A hundred years ago, Hermann Rorschach created his famous inkblot test to assess the personality of subjects. It offers therapists insights into how clients perceive their surroundings through abstract images. It can reveal aspects of cognition and affectivity because of patterns which subjects report to see in the images and even make calculated predictions about human behavior. An interesting feature of the test, I think, is that some people will consistently see the whole image while others consistently focus on small aspects within the design while dismissing the bigger picture.
It seems to me that many of us are like those who see details in images but miss the larger reality; we can’t see the forest for the trees. In my last post—on the topic of being compassionate rather than condemnatory—I mentioned two public figures that are about as opposite as two individuals can be, Pope Francis and former-president Donald Trump, and I noted that they are similarly transparent, which has brought criticism upon them. Some readers went nuts that I would suggest that Francis and Trump have anything at all in common and lambasted me for it. But the truth is, the two have many things in common: both are over 75, each hold (or held) one of the most powerful jobs on earth working for little or no salary, both are authors, each are descendants of European immigrants to The Americas, both are highly influential… Though I realize I’m stretching it with their commonalities, my point is that it is unreasonable to conclude that they cannot share the characteristic of transparency.
Though not a fan of Trump, I am fascinated by the hatred of him and what The Urban Dictionary calls Trump Derangement Syndrome (TDS). It has gone to extremes when he cannot be mentioned in the same sentence as the pope. Hitler was evil. No logical thinking person would debate that reality. When young, he was enthralled with the ritual pomp and pageantry of the Catholic Church and, at one point, even expressed interest in becoming a priest. But that doesn’t mean that, by association, the church or priesthood is evil. Both have faults, but for other reasons—not because of Hitler. We might want to keep an eye on those who are attracted to priesthood because of the church’s pomp and ritual but to suggest that it is evil because Hitler was attracted to it is laughable. Most of us hold that the opposite is true: the ritual pageantry is grace-filled and glorious.
TDS reminds me of one of the Seinfeld episodes: Elaine and Jerry enter Poppy’s restaurant to sample his famous duck dinner. It’s a very crowded yet harmonious atmosphere with everyone enjoying their wonderful meal until Poppy, in conversation with the two, reveals his position on abortion. Other customers overhear and it starts numerous arguments at the various tables until the entire restaurant is rapidly evacuated by angry people fighting over their polarized positions. Jerry finds this amusing and seeks opportunities to clear out other places. Meanwhile, Elaine, after the bad luck of dating “losers” for over a decade, finally finds the perfect man and falls madly in love. She tells Jerry that she has finally found “the one” to which he said, “Oh, yeah—what’s his position on abortion?” Of course, when she finds out, she breaks off the budding romance, instantly and permanently.

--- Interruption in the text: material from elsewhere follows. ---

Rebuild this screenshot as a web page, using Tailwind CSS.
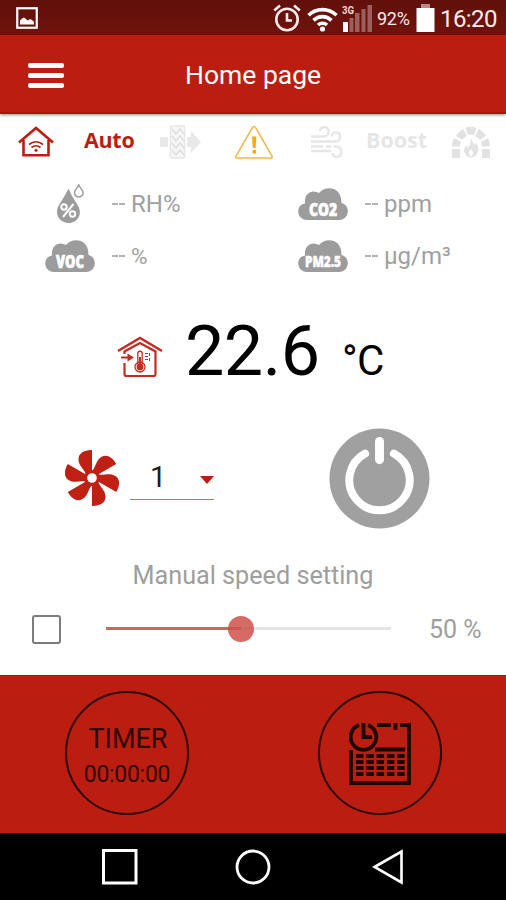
<!DOCTYPE html>
<html lang="en">

<head>
 <meta charset="UTF-8">
 <meta name="viewport" content="width=device-width, initial-scale=1.0">
 <title>Home page</title>
 <script src="https://cdn.jsdelivr.net/npm/@tailwindcss/browser@4"></script>
</head>

<body class="w-[506px] h-[900px] overflow-hidden flex flex-col bg-white font-['Roboto',sans-serif] leading-none whitespace-nowrap">
<!-- Status bar -->
<div class="h-[35px] shrink-0 bg-linear-to-b from-[#61100b] to-[#70130c] flex items-center text-[#fbeceb]">
 <svg class="w-[22px] h-[22px] ml-4" viewBox="0 0 22 22">
  <rect x="1.25" y="1.25" width="19.5" height="19.5" fill="none" stroke="#fff" stroke-width="2.2"/>
  <path d="M4 17.500V13.500L6 11.500 8 10.500 10.500 12.500 12 13.500 14 12 16 13 18 15V17.500Z" fill="#fff"/>
 </svg>
 <!-- Alarm -->
 <svg class="w-7 h-7 ml-[235px]" viewBox="0 0 28 28" fill="none" stroke="#fbeceb" stroke-width="2.600">
  <circle cx="14" cy="15.500" r="10.700"/>
  <path d="M14 9v7.500h5M1.200 6.500L7 1.500M26.800 6.500L21 1.500"/>
 </svg>
 <!-- Wifi -->
 <svg class="w-[31px] h-7 ml-[6px] mt-[2px]" viewBox="0 0 31 28" fill="none" stroke="#fff" stroke-width="3.600">
  <path d="M1.500 10.200C9.500 2.800 21.500 2.800 29.500 10.200M6.500 15.400C12 10.300 19 10.300 24.500 15.400M11 20C13.500 17.700 17.500 17.700 20 20"/>
  <circle cx="15.500" cy="24" r="2.600" fill="#fff" stroke="none"/>
 </svg>
 <!-- Signal -->
 <svg class="w-[31px] h-7 ml-1" viewBox="0 0 31 28">
  <path d="M1 18h5v10H1z" fill="#fff"/>
  <path d="M7.500 14h4v14h-4zM13 9h4.500v19H13zM19.500 5h4v23h-4zM25.500 1h4.500v27h-4.500z" fill="#9d5f5b"/>
  <text x="0" y="10" font-size="10.500" font-weight="700" fill="#f3d9d7" textLength="12" lengthAdjust="spacingAndGlyphs">3G</text>
 </svg>
 <span class="ml-1 mt-[3px] w-[34px] text-[18px] tracking-[-0.3px]">92%</span>
 <svg class="w-[19px] h-7 ml-[5px]" viewBox="0 0 19 28">
  <path d="M5 0h9v4H5z" fill="#b98a87"/>
  <path d="M0.500 4h18v24h-18z" fill="#fff"/>
 </svg>
 <span class="ml-[5px] mt-[3px] text-[24px] tracking-[-0.6px]">16:20</span>
</div>

<!-- Title bar -->
<header class="relative z-10 h-[79px] shrink-0 bg-[#bb1e11] flex items-center border-b-2 border-[#ae1409] shadow-[0_1px_3px_rgba(0,0,0,0.45)]">
 <button class="ml-[28px] mt-[3px] w-9 flex flex-col gap-[5px]">
  <span class="h-[5px] rounded-[2px] bg-white"></span>
  <span class="h-[5px] rounded-[2px] bg-white"></span>
  <span class="h-[5px] rounded-[2px] bg-white"></span>
 </button>
 <h1 class="ml-[121px] pt-[4px] text-[26.500px] text-white">Home page</h1>
</header>

<main class="h-[561px] shrink-0 flex flex-col">
 <!-- Mode icons -->
 <div class="h-14 flex items-center font-['Open_Sans',sans-serif] font-bold text-[21.500px]">
  <svg class="w-9 h-8 ml-[18px]" viewBox="0 0 36 32" fill="none" stroke="#bb1e11">
   <path d="M1 16.500L18 2l17 14.500M5.500 14v15.300h25V14" stroke-width="2.600"/>
   <path d="M11 18.500q7-5.500 14 0M13.500 21.500q4.500-3.500 9 0" stroke-width="1.700"/>
   <circle cx="18" cy="24.300" r="1.500" fill="#bb1e11" stroke="none"/>
  </svg>
  <span class="ml-[30px] w-[50px] pb-[5px] tracking-[-0.3px] text-[#bb1e11]">Auto</span>
  <svg class="w-[41px] h-[34px] ml-[26px]" viewBox="0 0 41 34">
   <path d="M0 12h8v10H0zM27 12h4V6l10 11-10 11v-6h-4z" fill="#e8e8e8"/>
   <rect x="10.500" y="1" width="14" height="32" rx="1" fill="#f7f7f7" stroke="#e6e6e6" stroke-width="1.500"/>
   <path d="M12 4l4 5 4-5 4 5M12 11l4 5 4-5 4 5M12 18l4 5 4-5 4 5M12 25l4 5 4-5 4 5" fill="none" stroke="#dedede" stroke-width="1.500"/>
  </svg>
  <svg class="w-10 h-9 ml-[33px]" viewBox="0 0 40 36">
   <path d="M20 2.500q1 0 1.600 1.200L38 32q.8 2-1.300 2H3.300Q1.200 34 2 32L18.400 3.700Q19 2.500 20 2.500Z" fill="none" stroke="#f4b643" stroke-width="1.500"/>
   <path d="M18 12.500h4.400l-.8 11.500h-2.800zM18.500 26h3.500v3.500h-3.500z" fill="#f5aa1c"/>
  </svg>
  <svg class="w-[33px] h-[34px] ml-9" viewBox="0 0 33 34" fill="none" stroke="#e6e6e6" stroke-width="2.400">
   <path d="M1 11.500h13c6 0 6-9.500.5-9.500-3 0-4.500 2-4.500 4M1 16.500h24c7 0 7-9 1-9-3 0-4.500 2-4.500 4M1 21.500h12M16 21.500h5M1 26h20M24 21.500h2c7 0 7 10.500 1 10.500-3 0-4.500-1.500-4.500-4"/>
  </svg>
  <span class="ml-[23px] w-[62px] pb-[5px] text-[#e6e6e6]">Boost</span>
  <svg class="w-[38px] h-8 ml-[24px]" viewBox="0 0 38 32" fill="#e2e2e2">
   <path d="M0 23h8v9H0zM30 23h8v9h-8zM0 20.500Q0 16 2 12l7 4q-1 2-1 4.500zM38 20.500Q38 16 36 12l-7 4q1 2 1 4.500zM4 9.500Q7 5.500 11 3l4 7q-3 1.500-5 4zM34 9.500Q31 5.500 27 3l-4 7q3 1.500 5 4zM13.500 2Q19-.5 24.500 2L22 9q-3-1-6 0z"/>
   <path d="M19 12q1 4 4 7 1-1 1-3 3 5 2 9-1 5-7 7-6-2-7-7 0-4 3-6 0 2 1 3 3-4 3-10z"/>
   <path d="M19 23q4 4 0 8-4-4 0-8z" fill="#fff"/>
  </svg>
 </div>

 <!-- Air quality -->
 <div class="mt-2 grid grid-cols-2 grid-rows-[52px_52px] text-[24px] text-[#a0a0a0]">
  <div class="flex items-center">
   <svg class="w-7 h-10 ml-14" viewBox="0 0 28 40" fill="#9c9c9c">
    <path d="M12.500 4.500Q15 11 21 20c7 10 0 19-8.500 19S-3 30 3.500 20Q9.500 11 12.500 4.500Z"/>
    <path d="M22.800.8Q24 3.500 26 6c3 4-.5 7-3.200 7s-6-3-3.200-7q2-2.500 3.200-5.200Z" fill="none" stroke="#9c9c9c" stroke-width="1.400"/>
    <g fill="none" stroke="#fff" stroke-width="2"><circle cx="8" cy="23" r="2.700"/><circle cx="16.500" cy="30" r="2.700"/><path d="M17.500 20L7 33"/></g>
   </svg>
   <span class="ml-7 flex items-center"><span class="mr-[5px] w-[14px] flex gap-px"><i class="w-[6px] h-[2px] bg-[#b2b2b2]"></i><i class="w-[6px] h-[2px] bg-[#b2b2b2]"></i></span>RH%</span>
  </div>
  <div class="flex items-center">
   <svg class="w-[50px] h-8 ml-[45px]" viewBox="0 0 50 32">
    <path d="M9 32C-1.500 32-3 17 7 15.500 6 5 14 1 21 5 27-3 44-2 43.500 15 53 17 51.500 32 41 32Z" fill="#9c9c9c"/>
    <text x="11" y="27.500" font-family="Open Sans" font-size="17" font-weight="800" fill="#fff" stroke="#fff" stroke-width=".7" textLength="28" lengthAdjust="spacingAndGlyphs">CO2</text>
   </svg>
   <span class="ml-[17px] flex items-center"><span class="mr-[5px] w-[14px] flex gap-px"><i class="w-[6px] h-[2px] bg-[#b2b2b2]"></i><i class="w-[6px] h-[2px] bg-[#b2b2b2]"></i></span>ppm</span>
  </div>
  <div class="flex items-center">
   <svg class="w-[50px] h-8 ml-[45px]" viewBox="0 0 50 32">
    <path d="M9 32C-1.500 32-3 17 7 15.500 6 5 14 1 21 5 27-3 44-2 43.500 15 53 17 51.500 32 41 32Z" fill="#9c9c9c"/>
    <text x="11" y="27.500" font-family="Open Sans" font-size="17" font-weight="800" fill="#fff" stroke="#fff" stroke-width=".7" textLength="28" lengthAdjust="spacingAndGlyphs">VOC</text>
   </svg>
   <span class="ml-[17px] flex items-center"><span class="mr-[5px] w-[14px] flex gap-px"><i class="w-[6px] h-[2px] bg-[#b2b2b2]"></i><i class="w-[6px] h-[2px] bg-[#b2b2b2]"></i></span><span class="text-[22.500px]">%</span></span>
  </div>
  <div class="flex items-center">
   <svg class="w-[50px] h-8 ml-[45px] overflow-visible" viewBox="0 0 50 32">
    <path d="M9 32C-1.500 32-3 17 7 15.500 6 5 14 1 21 5 27-3 44-2 43.500 15 53 17 51.500 32 41 32Z" fill="#9c9c9c"/>
    <text x="7" y="27" font-family="Open Sans" font-size="16" font-weight="800" fill="#fff" stroke="#fff" stroke-width=".5" textLength="36" lengthAdjust="spacingAndGlyphs">PM2.5</text>
   </svg>
   <span class="ml-[17px] flex items-center"><span class="mr-[5px] w-[14px] flex gap-px"><i class="w-[6px] h-[2px] bg-[#b2b2b2]"></i><i class="w-[6px] h-[2px] bg-[#b2b2b2]"></i></span>µg/m³</span>
  </div>
 </div>

 <!-- Indoor temperature -->
 <div class="mt-8 h-[72px] flex items-end text-black">
  <svg class="w-[46px] h-[42px] ml-[117px] mb-[8px]" viewBox="0 0 46 42" fill="none" stroke="#c32a20">
   <path d="M1 15L23 2l22 13" stroke-width="2.400"/>
   <path d="M7.500 18v-2.500L23 7l15.500 8.500V38q0 2-2 2h-27q-2 0-2-2v-11" stroke-width="2.200"/>
   <path d="M4 21.500h8" stroke-width="2"/>
   <path d="M10.500 17.500l6.500 4-6.500 4z" fill="#c32a20" stroke="none"/>
   <path d="M20.800 28V16.500q2.200-2.500 4.400 0V28" stroke-width="1.300"/>
   <circle cx="23" cy="31" r="5" stroke-width="1.300"/>
   <circle cx="23" cy="31" r="3.400" fill="#c32a20" stroke="none"/>
   <path d="M23 21v8" stroke-width="2"/>
   <path d="M28 17.500h3M28 20.500h3M28 23.500h3M32.500 17v3M32.500 22v3" stroke-width="1"/>
  </svg>
  <span class="ml-[22px] w-[136px] text-[70px] tracking-[-0.5px]">22.6</span>
  <span class="ml-[21px] mb-[4px] text-[42px] tracking-[-0.8px]">°C</span>
 </div>

 <!-- Fan level and power -->
 <div class="mt-10 h-[104px] flex items-center">
  <svg class="w-[54px] h-[56px] ml-[65px]" viewBox="-27 -28 54 56" fill="#c01f14">
   <defs>
    <path id="blade" d="M0-28V-4L-5.500-2C-6.500-6.500-10-9.500-12.500-14-16-23-10-28 0-28Z"/>
   </defs>
   <use href="#blade"/>
   <use href="#blade" transform="rotate(60)"/>
   <use href="#blade" transform="rotate(120)"/>
   <use href="#blade" transform="rotate(180)"/>
   <use href="#blade" transform="rotate(240)"/>
   <use href="#blade" transform="rotate(300)"/>
   <circle r="8"/>
   <circle r="4.800" fill="#fff"/>
  </svg>
  <div class="ml-[11px] mt-1 w-[84px] h-[40px] border-b border-[#cf6a63] flex items-center">
   <span class="ml-5 w-[17px] pb-[4px] text-[29px] text-[#1d1d1d]">1</span>
   <svg class="w-[14px] h-2 ml-[33px]" viewBox="0 0 14 8"><path d="M0 0h14L7 8z" fill="#bb1e11"/></svg>
  </div>
  <svg class="w-[101px] h-[101px] ml-[115px]" viewBox="0 0 102 102">
   <circle cx="51" cy="51" r="50.500" fill="#a0a0a0"/>
   <path d="M36.500 25.800A30.500 30.500 0 1 0 65.500 25.800" fill="none" stroke="#fff" stroke-width="8" stroke-linecap="round"/>
   <path d="M51 13.500v18.500" stroke="#fff" stroke-width="9" stroke-linecap="round"/>
  </svg>
 </div>

 <!-- Manual speed -->
 <div class="mt-[33px] text-center text-[25.200px] text-[#9e9e9e]">Manual speed setting</div>
 <div class="mt-[16px] h-[50px] flex items-center">
  <span class="ml-8 w-[29px] h-[29px] rounded-[3px] border-2 border-[#7b7b7b]"></span>
  <div class="relative ml-[45px] mb-[2px] w-[285px] h-[3px] bg-[#e4e4e4]">
   <div class="h-full bg-[#cc675f]" style="width: 47.500%"></div>
   <span class="absolute left-[122px] -top-[11px] w-[26px] h-[26px] rounded-full bg-[#cf5049]/85"></span>
  </div>
  <span class="ml-[38px] text-[25px] text-[#9e9e9e]">50 %</span>
 </div>
</main>

<!-- Timer and schedule -->
<footer class="h-[158px] shrink-0 bg-[#bb1e11] border-t border-[#a8140a] pb-[3px] flex items-center">
 <button class="ml-[65px] w-[124px] h-[124px] rounded-full border-2 border-[#2a0300] flex flex-col items-center justify-center gap-[10px] text-[#300500]">
  <span class="mt-[5px] ml-[2px] text-[27px]">TIMER</span>
  <span class="text-[23px] tracking-[-0.3px]">00:00:00</span>
 </button>
 <button class="ml-[129px] w-[124px] h-[124px] rounded-full border-2 border-[#2a0300] flex items-center justify-center">
  <svg class="w-[62px] h-[63px]" viewBox="0 0 62 63" fill="none" stroke="#1f0300" stroke-width="3.800">
   <path d="M10 3A12.800 12.800 0 1 0 19 3M14.500 1v14H23"/>
   <path d="M28 3h14M46.500 1v7M51 3h9v58H2V28M26 27.500h30"/>
   <path d="M7 34h49M7 40h49M7 46h49M7 52h49" stroke-dasharray="7.500 2.800"/>
  </svg>
 </button>
</footer>

<!-- Android buttons -->
<nav class="h-[67px] shrink-0 bg-black flex items-center">
 <svg class="w-9 h-9 ml-[102px]" viewBox="0 0 36 36"><rect x="1.500" y="1.500" width="32.500" height="32.500" fill="none" stroke="#fff" stroke-width="3"/></svg>
 <svg class="w-9 h-9 ml-[97px]" viewBox="0 0 36 36"><circle cx="18" cy="18" r="16" fill="none" stroke="#fff" stroke-width="2.800"/></svg>
 <svg class="w-8 h-9 ml-[101px]" viewBox="0 0 32 36"><path d="M2.500 18L29.500 2.500v31z" fill="none" stroke="#fff" stroke-width="2.600"/></svg>
</nav>
</body>

</html>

Some readers will quickly entrench and say, “Abortion is no laughing matter” or “Hitler is nothing to joke about.” Others will chime in that neither is Trump’s vulgarity or divisive rhetoric or whatever has caused their TDS to manifest. Still others will complain that Biden’s shaming of citizens who are not vaccinated or his inconsistent stance on immigrants’ paths to citizenship or his incongruent positions as a politician who is Catholic are equally offensive. Many of us think that people half-way around the world who worship cows, while nearby humans suffer and babies starve to death, are deranged; yet they also remind us that we all have sacred cows, and we tend to be quickly offended when they get attacked. Seinfeld has been wildly successful because he creates laughter by making observations about human behavior that is somewhat deranged.

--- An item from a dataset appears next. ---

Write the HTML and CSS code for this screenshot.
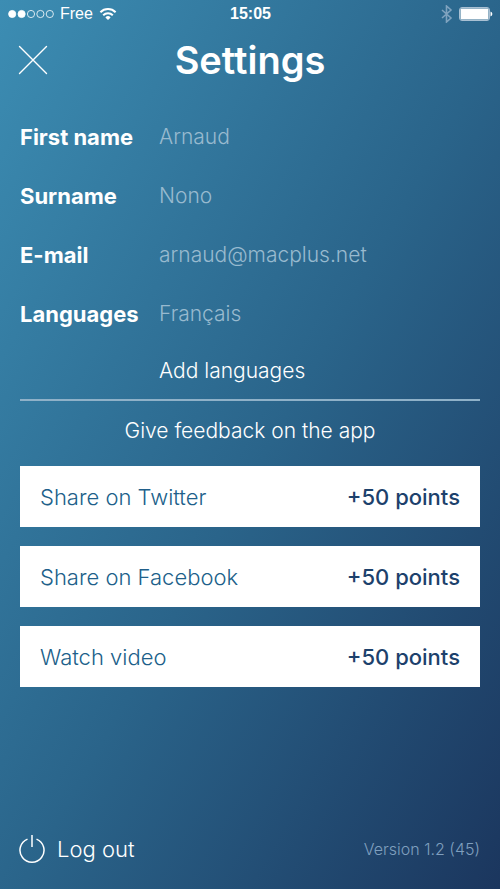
FILE: index.html
```html
<!DOCTYPE html>
<html lang="en">
<head>
<meta charset="utf-8">
<meta name="viewport" content="width=device-width, initial-scale=1">
<title>Settings</title>
<link rel="stylesheet" href="styles.css">
</head>
<body>
<div class="status">
  <div class="carrier">
    <svg class="signal" width="46" height="10" viewBox="0 0 46 10" fill="none" stroke="#fff" stroke-width="0.8" aria-hidden="true">
      <circle cx="4.2" cy="5" r="3.6" fill="#fff"/><circle cx="13.6" cy="5" r="3.6" fill="#fff"/>
      <circle cx="23" cy="5" r="3.6"/><circle cx="32.4" cy="5" r="3.6"/><circle cx="41.8" cy="5" r="3.6"/>
    </svg>
    <span>Free</span>
    <svg width="18" height="14" viewBox="0 0 18 14" fill="none" stroke="#fff" stroke-width="2" aria-hidden="true">
      <path d="M1.4 5.2a10.8 10.8 0 0 1 15.2 0M4.2 8.2a6.8 6.8 0 0 1 9.6 0"/>
      <path d="M6.4 10.4a3.7 3.7 0 0 1 5.2 0L9 13z" fill="#fff" stroke="none"/>
    </svg>
  </div>
  <time class="time">15:05</time>
  <div class="power">
    <svg width="12" height="18" viewBox="0 0 12 18" fill="none" stroke="#7fa3bf" stroke-width="1.6" aria-hidden="true">
      <path d="M1 5l9 8-4.500 4V1L10 5l-9 8"/>
    </svg>
    <svg width="34" height="14" viewBox="0 0 34 14" aria-hidden="true">
      <rect x="0.500" y="0.500" width="30" height="13" rx="2.500" fill="none" stroke="#a9c0d3"/>
      <rect x="1.500" y="1.500" width="28" height="11" rx="1" fill="#fff"/>
      <path d="M31.500 4.500a2.600 2.600 0 0 1 0 5z" fill="#fff"/>
    </svg>
  </div>
</div>
<header class="header">
  <button class="close" type="button" aria-label="Close">
    <svg width="30" height="30" viewBox="0 0 30 30" stroke="#fff" stroke-width="1.4" stroke-linecap="round"><path d="M1.500 1.500l27 27M28.500 1.500l-27 27"/></svg>
  </button>
  <h1 class="title">Settings</h1>
</header>
<main class="main">
  <form class="profile">
    <div class="field"><label for="first">First name</label><input id="first" type="text" value="Arnaud"></div>
    <div class="field"><label for="last">Surname</label><input id="last" type="text" value="Nono"></div>
    <div class="field"><label for="email">E-mail</label><input id="email" type="email" value="arnaud@macplus.net"></div>
    <div class="field"><label for="langs">Languages</label><input id="langs" type="text" value="Français"></div>
    <div class="field add"><button class="plain" type="button">Add languages</button></div>
  </form>
  <button class="plain feedback" type="button">Give feedback on the app</button>
  <div class="offers">
    <button class="offer" type="button"><span>Share on Twitter</span><strong>+50 points</strong></button>
    <button class="offer" type="button"><span>Share on Facebook</span><strong>+50 points</strong></button>
    <button class="offer" type="button"><span>Watch video</span><strong>+50 points</strong></button>
  </div>
</main>
<footer class="footer">
  <button class="logout" type="button">
    <svg width="26" height="30" viewBox="0 0 26 30" fill="none" stroke="#fff" stroke-width="1.500" aria-hidden="true"><path d="M13 1v12M8.500 5.100a12 12 0 1 0 9 0"/></svg>
    <span>Log out</span>
  </button>
  <span class="version">Version 1.2 (45)</span>
</footer>
</body>
</html>
```

FILE: styles.css
```css
* {
  box-sizing: border-box;
}

body {
  margin: 0;
  min-height: 100vh;
  display: flex;
  flex-direction: column;
  background: linear-gradient(to bottom right, #3c8db3, #2a648a 52%, #1b365e);
  color: #fff;
  font-family: Inter, "Liberation Sans", sans-serif;
  font-size: 22px;
  font-weight: 300;
  line-height: 28px;
}

button,
input {
  font: inherit;
  color: inherit;
  background: none;
  border: 0;
  padding: 0;
  margin: 0;
}

button {
  cursor: pointer;
}

svg {
  display: block;
}

.status {
  display: grid;
  grid-template-columns: 1fr auto 1fr;
  align-items: center;
  height: 28px;
  padding: 0 7px 0 8px;
  font-family: "Liberation Sans", sans-serif;
  font-size: 16px;
  font-weight: 400;
}

.carrier,
.power {
  display: flex;
  align-items: center;
  gap: 6px;
}

.power {
  justify-content: flex-end;
}

.time {
  font-weight: 700;
}

.header {
  display: grid;
  grid-template-columns: 30px 1fr 30px;
  align-items: center;
  height: 64px;
  padding: 0 18px;
}

.title {
  margin: 0;
  text-align: center;
  font-size: 38px;
  font-weight: 600;
  line-height: 48px;
}

.main {
  padding: 15px 20px 0;
}

.profile {
  padding-bottom: 1px;
  border-bottom: 2px solid #8fb1c8;
}

.field {
  display: grid;
  grid-template-columns: 139px 1fr;
  align-items: center;
  height: 59px;
}

.field label {
  font-weight: 700;
}

.field input {
  width: 100%;
  color: #98bacf;
  font-size: 21px;
}

.add {
  height: 55px;
}

.plain {
  font-size: 21px;
}

.add .plain {
  grid-column: 2;
  justify-self: start;
}

.feedback {
  display: block;
  margin: 16px auto 21px;
}

.offers {
  display: grid;
  gap: 19px;
}

.offer {
  display: flex;
  justify-content: space-between;
  align-items: center;
  height: 61px;
  padding: 0 20px;
  background: #fff;
  color: #205f8a;
}

.offer strong {
  color: #1d416c;
  font-weight: 500;
}

.footer {
  display: flex;
  justify-content: space-between;
  align-items: center;
  margin-top: auto;
  padding: 20px 20px 25px 19px;
}

.logout {
  display: flex;
  align-items: center;
  gap: 12px;
}

.version {
  color: #7f9fbe;
  font-size: 16px;
}
```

I am not suggesting that life is like a Rorschach inkblot, but I am convinced that too many of us focus on particular details that prevent us from seeing the whole picture. It can lead to deranged thinking, polarization, or even hatred. Though we all hold dearly to our sacred cows, they should not lead us to behavior that subtracts dignity from our human state. I have been privileged to be with people going through the dying process who keep both their sense of honor and sense of humor till the end. I think that’s the way we ought to want to be.